Pelteobagrus is a doubtful genus of bagrid catfishes found in eastern Asia. The taxonomy of this genus is unclear and many authorities treat it as a junior synonym of Tachysurus and the type species of the genus, is Silurus calvarius which is a synonym of Tachysurus sinensis.

== Species ==
The following species have been in Pelteobagrus at some point:
- Pelteobagrus argentivittatus (Regan, 1905); valid as Tachysurus argentivittatus
- Pelteobagrus brashnikowi (Berg, 1907); valid as Tachysurus brashnikowi
- Pelteobagrus crassilabris (Günther, 1864); valid as Tachysurus crassilabris
- Pelteobagrus crassirostris (Regan, 1913); valid as Tachysurus crassirosris
- Pelteobagrus eupogon (Boulenger, 1892); valid as Tachysurus eupogon
- Pelteobagrus fui (Miao, 1934); valid as Tachysurus fui
- Pelteobagrus fulvidraco (Richardson, 1846); valid as Tachysurus sinensis Lacepède, 1803
- Pelteobagrus intermedius (Nichols & Pope, 1927); valid as Tachysurus intermedius
- Pelteobagrus kyphus (Mai, 1978); valid as Tachysurus kyphus
- Pelteobagrus mica (Gromov, 1970); valid as Tachysurus mica
- Pelteobagrus microps (Rendahl, 1933); valid as Tachysurus microps
- Pelteobagrus nitidus (Sauvage & Dabry de Thiersant, 1874); valid as Tachysurus nitidus
- Pelteobagrus nudiceps (Sauvage, 1883); valid as Tachysurus nudiceps
- Pelteobagrus ornatus (Duncker, 1904); valid as Hyalobagrus ornatus
- Pelteobagrus ransonnettii (Steindachner, 1887); valid as Tachysurus aurantiacus (Temminck & Schlegel, 1846)
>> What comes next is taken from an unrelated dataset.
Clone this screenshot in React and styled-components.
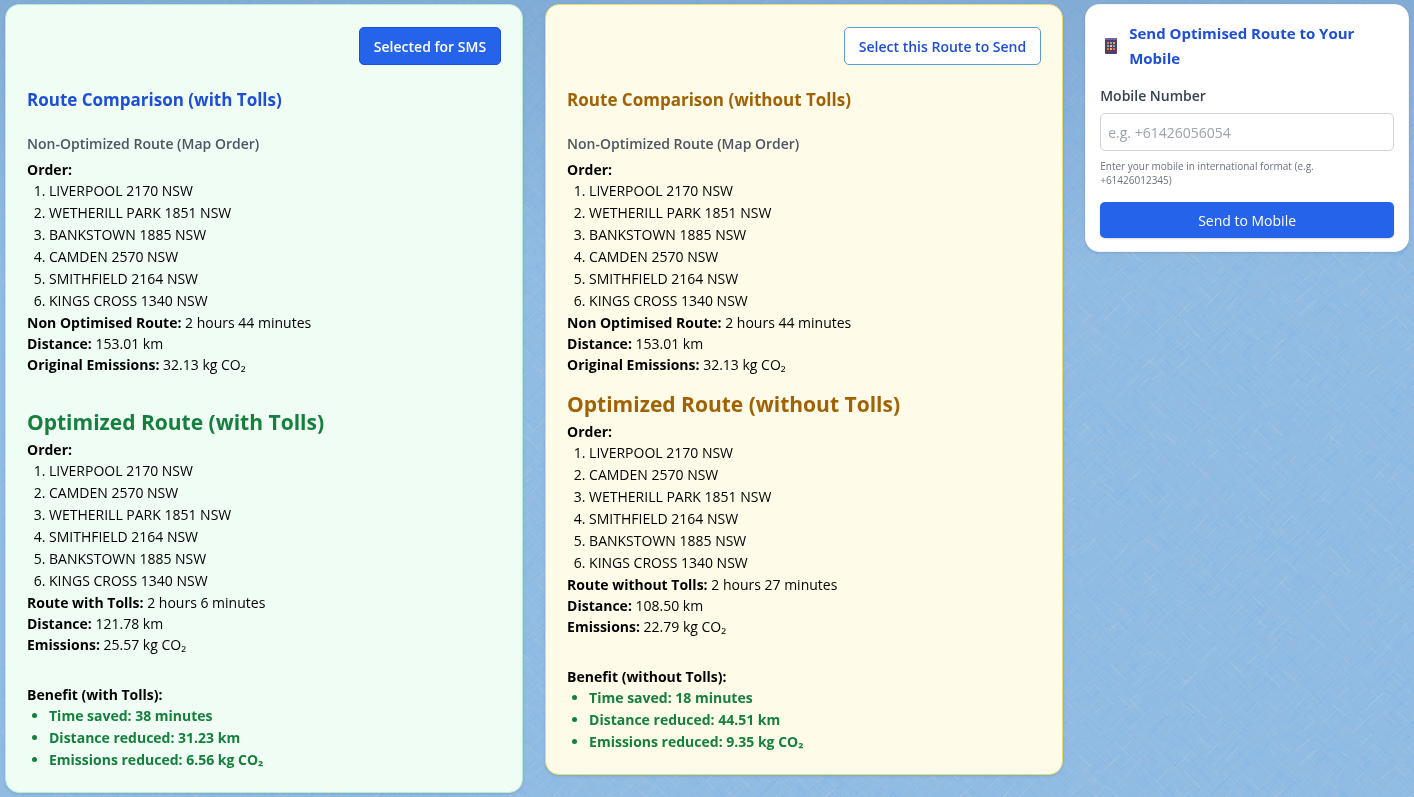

- Pelteobagrus tenuifurcatus (Nichols, 1931); valid as Tachysurus tenuifurcatus
- Pelteobagrus tonkinensis Nguyen, 2006; valid as Tachysurus tonkinensis
- Pelteobagrus ussuriensis (Dybowski, 1872); valid as Tachysurus ussuriensis
- Pelteobagrus vachellii (Richardson, 1846); valid as Tachysurus vachellii
- Pelteobagrus virgatus (Oshima, 1926); valid as Tachysurus virgatus
- Pelteobagrus wangi (Miao, 1934); species inquirenda in Tachysurus
- Pelteobagrus wittenburgii (Popta, 1911); valid as Tachysurus sinensis Lacepède, 1803

FishBase currently shows two valid species in this genus, P. eupogon and P. tonkinensis.